Arguing with God

abrahams visitorsWhen G-d told Noah to build an ark before the world would be destroyed, Noah built an ark.

But when G-d told Abraham He was about to destroy the cities of Sodom and Gomorrah—cities corrupt and evil to the core—Abraham argued. He said, “Perhaps there are righteous people there! Will the Judge of All the Earth not do justice?”

Abraham felt a sense of ownership for the world in which he lived. If there was something wrong, it needed to be changed. Even if it had been decreed by the will of G-d.

-Rabbi Tzvi Freeman
“Noah and Abraham”
Based on letters and talks of the Rebbe
Rabbi M. M. Schneerson
Chabad.org

I have to admit, I was a little disturbed by how Rabbi Freeman illustrates the difference between Noah and Abraham. It makes it seem like Abraham cared more for the world he lived in than Noah. Of course both Jewish and Christian commenators generally agree that it took Noah about 120 years to build the ark and that, during that period of time, Noah was trying to convince the people around him to repent of their wickedness (he wasn’t successful). So it’s not as if God told Noah that he was going to drown everyone and Noah immediately blew off humanity, only caring that he and his family would be saved.

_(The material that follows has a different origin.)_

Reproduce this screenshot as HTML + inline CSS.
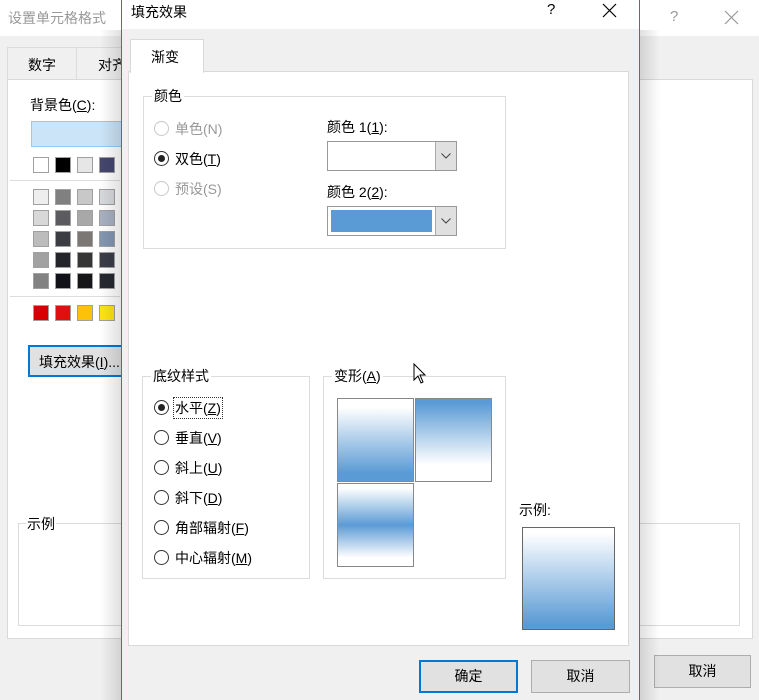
<!DOCTYPE html>
<html><head><meta charset="utf-8"><style>
*{box-sizing:border-box;margin:0;padding:0}
body{width:759px;height:700px;overflow:hidden;position:relative;background:#f0f0f0;font-family:"Liberation Sans","Noto Sans CJK SC",sans-serif;font-size:14px;color:#000}
.a{position:absolute}
.sw{position:absolute;width:16px;height:16px;border:1px solid #a0a0a0}
.gb{position:absolute;border:1px solid #dcdcdc}
.gl{position:absolute;background:#fff;padding:0 2px;top:-10px;left:8px;line-height:18px}
.rad{position:absolute;width:15px;height:15px;border:1px solid #333;border-radius:50%;background:#fff}
.rad.on::after{content:"";position:absolute;left:3px;top:3px;width:7px;height:7px;border-radius:50%;background:#222}
.rad.dis{border-color:#c8c8c8}
.btn{position:absolute;background:#e1e1e1;border:1px solid #adadad;text-align:center;line-height:30px}
</style></head><body>
<div class="a" style="left:0;top:0;width:759px;height:36px;background:#fff"></div>
<div class="a" style="left:8px;top:8px;color:#999;font-size:14px">设置单元格格式</div>
<div class="a" style="left:670px;top:8px;color:#999;font-size:15px">?</div>
<svg class="a" style="left:724px;top:10px" width="15" height="15"><path d="M1 1L14 14M14 1L1 14" stroke="#999" stroke-width="1.2"/></svg>
<div class="a" style="left:7px;top:47px;width:70px;height:33px;border:1px solid #dcdcdc;border-bottom:none;background:#f0f0f0"></div>
<div class="a" style="left:28px;top:55px">数字</div>
<div class="a" style="left:77px;top:47px;width:60px;height:33px;border-top:1px solid #dcdcdc"></div>
<div class="a" style="left:98px;top:55px">对齐</div>
<div class="a" style="left:7px;top:79px;width:746px;height:560px;background:#fff;border:1px solid #d9d9d9"></div>
<div class="a" style="left:30px;top:95px">背景色(<u>C</u>):</div>
<div class="a" style="left:31px;top:121px;width:100px;height:26px;background:#cce4f7;border:1px solid #99c9ef"></div>
<div class="a" style="left:10px;top:180px;width:110px;height:1px;background:#ddd"></div>
<div class="a" style="left:10px;top:296px;width:110px;height:1px;background:#ddd"></div>
<div class="sw" style="left:33px;top:157px;background:#fff"></div><div class="sw" style="left:55px;top:157px;background:#000"></div><div class="sw" style="left:77px;top:157px;background:#e6e6e6"></div><div class="sw" style="left:99px;top:157px;background:#44466e"></div>
<div class="sw" style="left:33px;top:189px;background:#eee"></div><div class="sw" style="left:55px;top:189px;background:#808080"></div><div class="sw" style="left:77px;top:189px;background:#c8c8c8"></div><div class="sw" style="left:99px;top:189px;background:#d6d8dc"></div>
<div class="sw" style="left:33px;top:210px;background:#d8d8d8"></div><div class="sw" style="left:55px;top:210px;background:#5b5b60"></div><div class="sw" style="left:77px;top:210px;background:#a8a8a8"></div><div class="sw" style="left:99px;top:210px;background:#a6b0c0"></div>
<div class="sw" style="left:33px;top:231px;background:#bcbcbc"></div><div class="sw" style="left:55px;top:231px;background:#3c3d42"></div><div class="sw" style="left:77px;top:231px;background:#7b7775"></div><div class="sw" style="left:99px;top:231px;background:#8296b0"></div>
<div class="sw" style="left:33px;top:252px;background:#a2a2a2"></div><div class="sw" style="left:55px;top:252px;background:#25262b"></div><div class="sw" style="left:77px;top:252px;background:#363636"></div><div class="sw" style="left:99px;top:252px;background:#3a3c48"></div>
<div class="sw" style="left:33px;top:273px;background:#828282"></div><div class="sw" style="left:55px;top:273px;background:#121318"></div><div class="sw" style="left:77px;top:273px;background:#161618"></div><div class="sw" style="left:99px;top:273px;background:#262a30"></div>
<div class="sw" style="left:33px;top:305px;background:#d80000"></div><div class="sw" style="left:55px;top:305px;background:#e01010"></div><div class="sw" style="left:77px;top:305px;background:#fcc20a"></div><div class="sw" style="left:99px;top:305px;background:#fde314"></div>
<div class="a" style="left:28px;top:345px;width:100px;height:32px;background:#e1e1e1;border:2px solid #0078d7"></div>
<div class="a" style="left:39px;top:352px">填充效果(<u>I</u>)...</div>
<div class="gb" style="left:18px;top:523px;width:722px;height:103px;background:#fff"></div>
<div class="a" style="left:26px;top:514px;background:#fff;padding:0 1px">示例</div>
<div class="btn" style="left:654px;top:655px;width:97px;height:33px">取消</div>
<div class="a" style="left:100px;top:30px;width:21px;height:670px;background:linear-gradient(to right,rgba(0,0,0,0),rgba(0,0,0,0.12))"></div>
<div class="a" style="left:640px;top:30px;width:20px;height:670px;background:linear-gradient(to right,rgba(0,0,0,0.12),rgba(0,0,0,0))"></div>
<div class="a" style="left:121px;top:0;width:519px;height:700px;background:#f0f0f0;border-left:1px solid #2b79c2;border-right:1px solid #2b79c2"></div>
<div class="a" style="left:122px;top:0;width:517px;height:29px;background:#fff"></div>
<div class="a" style="left:131px;top:2px">填充效果</div>
<div class="a" style="left:547px;top:1px;font-size:15px">?</div>
<svg class="a" style="left:602px;top:3px" width="15" height="15"><path d="M1 1L14 14M14 1L1 14" stroke="#000" stroke-width="1.2"/></svg>
<div class="a" style="left:128px;top:71px;width:501px;height:575px;background:#fff;border:1px solid #d9d9d9"></div>
<div class="a" style="left:130px;top:39px;width:74px;height:34px;background:#fff;border:1px solid #d9d9d9;border-bottom:none"></div>
<div class="a" style="left:151px;top:47px">渐变</div>
<div class="gb" style="left:143px;top:96px;width:363px;height:153px"><div class="gl">颜色</div></div>
<div class="rad dis" style="left:154px;top:121px"></div><div class="a" style="left:175px;top:119px;color:#999">单色(N)</div>
<div class="rad on" style="left:154px;top:151px"></div><div class="a" style="left:175px;top:149px">双色(<u>T</u>)</div>
<div class="rad dis" style="left:154px;top:181px"></div><div class="a" style="left:175px;top:179px;color:#999">预设(S)</div>
<div class="a" style="left:327px;top:117px">颜色 1(<u>1</u>):</div>
<div class="a" style="left:327px;top:141px;width:130px;height:30px;background:#fff;border:1px solid #999"></div>
<div class="a" style="left:435px;top:142px;width:21px;height:28px;background:#e0e0e0;border-left:1px solid #aaa"></div>
<svg class="a" style="left:441px;top:153px" width="10" height="6"><path d="M0.5 0.5L5 5L9.5 0.5" fill="none" stroke="#444"/></svg>
<div class="a" style="left:327px;top:182px">颜色 2(<u>2</u>):</div>
<div class="a" style="left:327px;top:206px;width:130px;height:30px;background:#fff;border:1px solid #999"></div>
<div class="a" style="left:331px;top:210px;width:101px;height:22px;background:#5b9bd5"></div>
<div class="a" style="left:435px;top:207px;width:21px;height:28px;background:#e0e0e0;border-left:1px solid #aaa"></div>
<svg class="a" style="left:441px;top:218px" width="10" height="6"><path d="M0.5 0.5L5 5L9.5 0.5" fill="none" stroke="#444"/></svg>
<div class="gb" style="left:142px;top:376px;width:168px;height:203px"><div class="gl">底纹样式</div></div>
<div class="rad on" style="left:154px;top:400px"></div><div class="a" style="left:173px;top:397px;border:1px dotted #333;padding:0 1px">水平(<u>Z</u>)</div>
<div class="rad" style="left:154px;top:430px"></div><div class="a" style="left:175px;top:428px">垂直(<u>V</u>)</div>
<div class="rad" style="left:154px;top:460px"></div><div class="a" style="left:175px;top:458px">斜上(<u>U</u>)</div>
<div class="rad" style="left:154px;top:490px"></div><div class="a" style="left:175px;top:488px">斜下(<u>D</u>)</div>
<div class="rad" style="left:154px;top:520px"></div><div class="a" style="left:175px;top:518px">角部辐射(<u>F</u>)</div>
<div class="rad" style="left:154px;top:550px"></div><div class="a" style="left:175px;top:548px">中心辐射(<u>M</u>)</div>
<div class="gb" style="left:323px;top:376px;width:183px;height:203px"><div class="gl">变形(<u>A</u>)</div></div>
<div class="a" style="left:337px;top:398px;width:77px;height:84px;border:1px solid #888;background:linear-gradient(#fff 10%,#5b9bd5 90%)"></div>
<div class="a" style="left:415px;top:398px;width:77px;height:84px;border:1px solid #888;background:linear-gradient(#5b9bd5 5%,#fff 80%)"></div>
<div class="a" style="left:337px;top:483px;width:77px;height:84px;border:1px solid #888;background:linear-gradient(#fff 5%,#5b9bd5 50%,#fff 90%)"></div>
<div class="a" style="left:519px;top:500px">示例:</div>
<div class="a" style="left:522px;top:527px;width:93px;height:103px;border:1px solid #666;background:linear-gradient(#fff 5%,#5b9bd5 95%)"></div>
<div class="btn" style="left:419px;top:660px;width:99px;height:33px;border:2px solid #0078d7;line-height:29px">确定</div>
<div class="btn" style="left:531px;top:660px;width:99px;height:33px">取消</div>
<svg class="a" style="left:413px;top:363px" width="14" height="22"><path d="M1 1 L1 17 L5 13 L8 20 L10 19 L7 12 L12 12 Z" fill="#fff" stroke="#000" stroke-width="1"/></svg>
</body></html>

Still, we have a tendency, no matter how much we are otherwise instructed (Matthew 7:1-6), to judge others. Once we become aware that a person has sinned, especially a type of sin we are personally offended by (maybe because it’s a type of sin we are particularly tempted by), we cut them loose from our “this person can be saved” list and let them sail away into the spiritual darkness.

No wonder the church is called the only army that shoots its own wounded.

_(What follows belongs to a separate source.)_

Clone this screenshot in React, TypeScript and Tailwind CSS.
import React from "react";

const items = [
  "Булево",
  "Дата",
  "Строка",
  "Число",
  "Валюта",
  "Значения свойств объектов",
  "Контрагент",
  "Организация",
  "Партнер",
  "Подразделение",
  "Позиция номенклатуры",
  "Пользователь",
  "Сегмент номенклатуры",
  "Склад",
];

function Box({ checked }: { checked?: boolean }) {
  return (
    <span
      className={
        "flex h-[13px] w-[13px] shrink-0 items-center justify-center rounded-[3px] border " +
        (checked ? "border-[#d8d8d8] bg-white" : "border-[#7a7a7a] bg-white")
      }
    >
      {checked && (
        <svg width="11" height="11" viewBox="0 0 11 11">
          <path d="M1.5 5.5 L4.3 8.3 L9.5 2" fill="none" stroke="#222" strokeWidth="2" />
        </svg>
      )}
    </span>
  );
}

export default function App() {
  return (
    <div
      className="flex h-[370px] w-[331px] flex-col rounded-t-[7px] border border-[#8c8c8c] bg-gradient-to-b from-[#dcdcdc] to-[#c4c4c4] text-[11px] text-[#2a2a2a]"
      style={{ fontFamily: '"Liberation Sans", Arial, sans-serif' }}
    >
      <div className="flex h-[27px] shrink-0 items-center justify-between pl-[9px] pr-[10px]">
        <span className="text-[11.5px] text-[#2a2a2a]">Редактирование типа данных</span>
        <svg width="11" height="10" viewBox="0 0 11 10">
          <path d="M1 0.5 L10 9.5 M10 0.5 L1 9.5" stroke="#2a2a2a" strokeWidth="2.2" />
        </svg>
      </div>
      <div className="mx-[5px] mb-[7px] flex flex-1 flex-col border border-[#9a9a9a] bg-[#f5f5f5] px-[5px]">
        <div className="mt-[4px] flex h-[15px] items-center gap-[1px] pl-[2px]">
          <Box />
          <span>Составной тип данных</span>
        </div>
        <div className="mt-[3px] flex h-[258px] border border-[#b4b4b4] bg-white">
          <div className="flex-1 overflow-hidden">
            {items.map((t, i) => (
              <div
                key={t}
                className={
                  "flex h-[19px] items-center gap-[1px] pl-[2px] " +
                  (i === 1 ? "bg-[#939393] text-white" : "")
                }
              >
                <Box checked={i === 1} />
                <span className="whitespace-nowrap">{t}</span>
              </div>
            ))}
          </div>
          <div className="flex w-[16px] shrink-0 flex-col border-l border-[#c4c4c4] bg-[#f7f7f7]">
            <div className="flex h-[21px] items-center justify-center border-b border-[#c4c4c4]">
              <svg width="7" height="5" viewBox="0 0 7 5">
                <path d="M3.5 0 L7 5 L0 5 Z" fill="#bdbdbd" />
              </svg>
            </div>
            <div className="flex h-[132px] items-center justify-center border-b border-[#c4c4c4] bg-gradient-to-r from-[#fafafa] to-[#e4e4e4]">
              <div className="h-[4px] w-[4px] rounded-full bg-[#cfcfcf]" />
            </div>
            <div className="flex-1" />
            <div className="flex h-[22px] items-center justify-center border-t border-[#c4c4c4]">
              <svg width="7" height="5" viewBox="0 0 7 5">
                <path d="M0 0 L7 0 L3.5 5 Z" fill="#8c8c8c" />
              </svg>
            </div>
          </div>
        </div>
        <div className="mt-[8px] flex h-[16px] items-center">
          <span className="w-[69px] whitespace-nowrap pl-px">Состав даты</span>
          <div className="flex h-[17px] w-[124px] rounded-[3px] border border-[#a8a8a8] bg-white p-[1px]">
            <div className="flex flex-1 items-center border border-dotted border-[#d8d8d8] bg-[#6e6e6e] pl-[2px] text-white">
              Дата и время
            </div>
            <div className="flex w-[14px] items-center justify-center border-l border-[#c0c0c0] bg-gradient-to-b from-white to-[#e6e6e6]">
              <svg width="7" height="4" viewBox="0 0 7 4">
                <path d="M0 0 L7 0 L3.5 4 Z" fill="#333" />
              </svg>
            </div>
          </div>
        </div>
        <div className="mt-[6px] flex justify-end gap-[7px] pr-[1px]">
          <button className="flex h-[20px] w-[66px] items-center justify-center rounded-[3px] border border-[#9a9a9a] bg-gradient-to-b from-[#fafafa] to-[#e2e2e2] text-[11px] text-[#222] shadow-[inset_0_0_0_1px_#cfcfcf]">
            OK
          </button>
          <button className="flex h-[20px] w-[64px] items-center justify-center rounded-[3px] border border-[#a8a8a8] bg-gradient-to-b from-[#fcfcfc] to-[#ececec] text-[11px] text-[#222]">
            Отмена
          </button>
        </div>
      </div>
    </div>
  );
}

OK, I’m probably being unfair to the church and I’m sure that there are many, many forgiving and compassionate Christians who have great love for even the most immoral of human beings. Apparently, the Rabbis teach the lesson of compassion and love for the sinner as well.

It is human nature to believe in one’s potential to destroy, but not his ability to repair. This is especially true regarding a person who transgressed a sin which is punishable by kareis (being cut off from his people). Naturally, the sinner figures that it no longer matters what he does since he has completely severed his soul from its source. The Ohr HaChaim, zt”l, explains that the error of this attitude from a verse brought on today’s daf. “Even a person who transgressed a sin punishable by kareis must never give up. This is the deeper meaning of the verse regarding leaving pe’ah in the corner of one’s field. ‘— When you reap the harvest of your land.’ This can also be understood to refer to one who violated a sin for which the punishment is kareis. Although he has uprooted his soul from its source, this does not mean that he has uprooted his soul completely. The verse continues: ‘— you shall not reap the entire corner of your field.’ Do not continue ripping out your neshama’s connection to God by transgressing further. Even one who has violated a sin punishable by kareis has only uprooted the connection forged by acting—or refraining to act—in a certain manner which caused the cut off. But his soul is definitely still connected.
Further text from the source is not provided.